Smith noted the recovering overall market, as well as factory efficiencies, in making the Q4 guidance. Craig Berger, a financial analyst at FBR Capital markets, made similar points in his research note on Intel's Q3 this morning.
"Intel delivered more than the blowout Q3 financial results and Q4 guidance that investors were looking for," Berger said. "Q4 revenue guidance of $10.1 billion is back to levels achieved in Q3 2008, before the credit-driven financial meltdown, while Q4 gross margin guidance of 61% is three points higher than seen in Q3 2008 (and gross margin guidance seems conservative). Whether Intel can sustain greater than 60% gross margins remains questionable; however, we are encouraged that leaner factory head count, improving production cycle-times, and more equipment reuse between process nodes (including 32 nm) are driving tangible benefits. Further, with fab utilizations in the 80 to 90% range, Intel still has headroom to ramp revenues to $11.5 billion should demand exist.
"With a sharp demand/revenue recovery, still robust gross margins likely in 2010, a new ramping 32-nm process, and continued execution, Intel's 2010 earnings power looks impressive, though obviously Q4 sell-through trends are of paramount importance," Berger said.
Although questioned by financial analysts, neither Smith nor Otellini would offer estimates for 2010 on the company's Q3 call.

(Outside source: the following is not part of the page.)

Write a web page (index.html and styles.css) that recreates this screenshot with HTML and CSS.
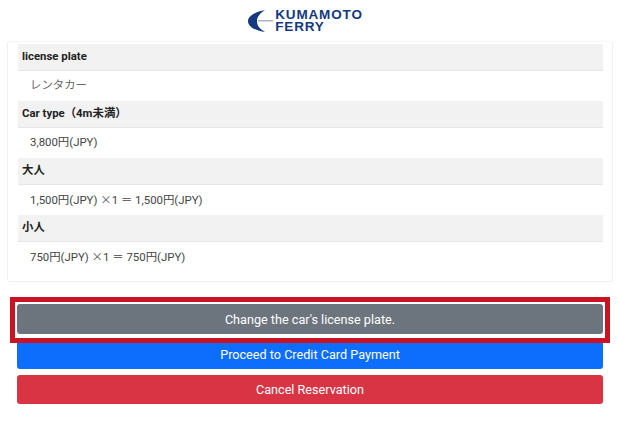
FILE: index.html
```html
<!DOCTYPE html>
<html lang="ja">
  <head>
    <meta charset="UTF-8" />
    <meta name="viewport" content="width=device-width, initial-scale=1.0" />
    <title>Kumamoto Ferry</title>
    <link rel="stylesheet" href="styles.css">
  </head>
  <body>
    <header class="site-header">
      <div class="logo">
        <svg class="logo-mark" width="26" height="24" viewBox="0 0 26 24">
          <path d="M17 1 C7 3 0 7 0 12 C0 18 8 22 17 23 C12 20 9 17 9 12 C9 8 12 4 17 1 Z" fill="#14397f" />
          <rect x="10" y="11" width="15" height="1.5" fill="#aab3c9" />
        </svg>
        <div class="logo-text">
          <span>KUMAMOTO</span>
          <span>FERRY</span>
        </div>
      </div>
    </header>

    <section class="detail-card">
      <div class="detail-title">license plate</div>
      <div class="detail-value detail-value-kana">レンタカー</div>
      <div class="detail-title">Car type（4m未満）</div>
      <div class="detail-value">3,800円(JPY)</div>
      <div class="detail-title">大人</div>
      <div class="detail-value">1,500円(JPY) <span class="times">×</span>1 ＝ 1,500円(JPY)</div>
      <div class="detail-title">小人</div>
      <div class="detail-value">750円(JPY) <span class="times">×</span>1 ＝ 750円(JPY)</div>
    </section>

    <div class="actions">
      <div class="highlight"></div>
      <button class="btn btn-gray">Change the car's license plate.</button>
      <button class="btn btn-blue">Proceed to Credit Card Payment</button>
      <button class="btn btn-red">Cancel Reservation</button>
    </div>
  </body>
</html>
```

FILE: styles.css
```css
* {
  margin: 0;
  padding: 0;
  box-sizing: border-box;
}

body {
  background: #fff;
  font-family: Roboto, "Noto Sans CJK JP", sans-serif;
  font-size: 11.4px;
  color: #333;
}

.site-header {
  height: 41px;
  display: flex;
  justify-content: center;
  align-items: center;
  padding-right: 9px;
  padding-top: 1px;
  background: #fff;
}

.logo {
  display: flex;
  align-items: center;
  gap: 1px;
}

.logo-mark {
  display: block;
}

.logo-text {
  display: flex;
  flex-direction: column;
  font-family: "Liberation Sans", sans-serif;
  font-size: 13.5px;
  font-weight: 700;
  line-height: 12.5px;
  letter-spacing: 0.85px;
  color: #14397f;
}

.detail-card {
  margin: 0 7px;
  height: 241px;
  padding: 2px 9px 0 10px;
  border: 1px solid #f0f0f0;
  border-top-color: #f6f6f6;
  border-radius: 3px;
}

.detail-title {
  height: 27px;
  padding-left: 4px;
  line-height: 24px;
  font-weight: 700;
  color: #222;
  background: #f2f2f3;
  border-bottom: 1px solid #e6e6e6;
}

.detail-value {
  height: 30px;
  padding-left: 12px;
  line-height: 29px;
  color: #444;
}

.detail-value-kana {
  color: #666;
}

.times {
  font-family: "Noto Sans CJK JP", sans-serif;
  color: #555;
}

.actions {
  position: relative;
  display: flex;
  flex-direction: column;
  gap: 6px;
  padding: 22px 17px 0;
}

.btn {
  display: block;
  width: 100%;
  height: 29px;
  border: none;
  border-radius: 3px;
  font-family: Roboto, sans-serif;
  font-size: 12.65px;
  color: #fff;
}

.btn-gray {
  height: 30px;
  background: #6c757d;
}

.btn-blue {
  background: #0d6efd;
}

.btn-red {
  background: #d93444;
}

/* red frame drawn over the first button */
.highlight {
  position: absolute;
  left: 10px;
  top: 15px;
  width: 600px;
  height: 46px;
  border: 5px solid #cb1423;
  box-shadow: inset 0 0 0 2px #fff;
}
```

On the positive news, Intel's stock, INTC, closed up 1.66% today and was credited as one of a handful of stocks that helped the Dow Jones Industrial Average close above the 10000 mark for the first time since October 3, 2008. INTC closed at $20.83, up from its Tuesday close of $20.49. The stock also showed significant gain on its year-ago price, when it closed at $15.93 on October 14, 2008.*
*Editor's note: This story was updated at 6:15pm eastern to include INTC price information.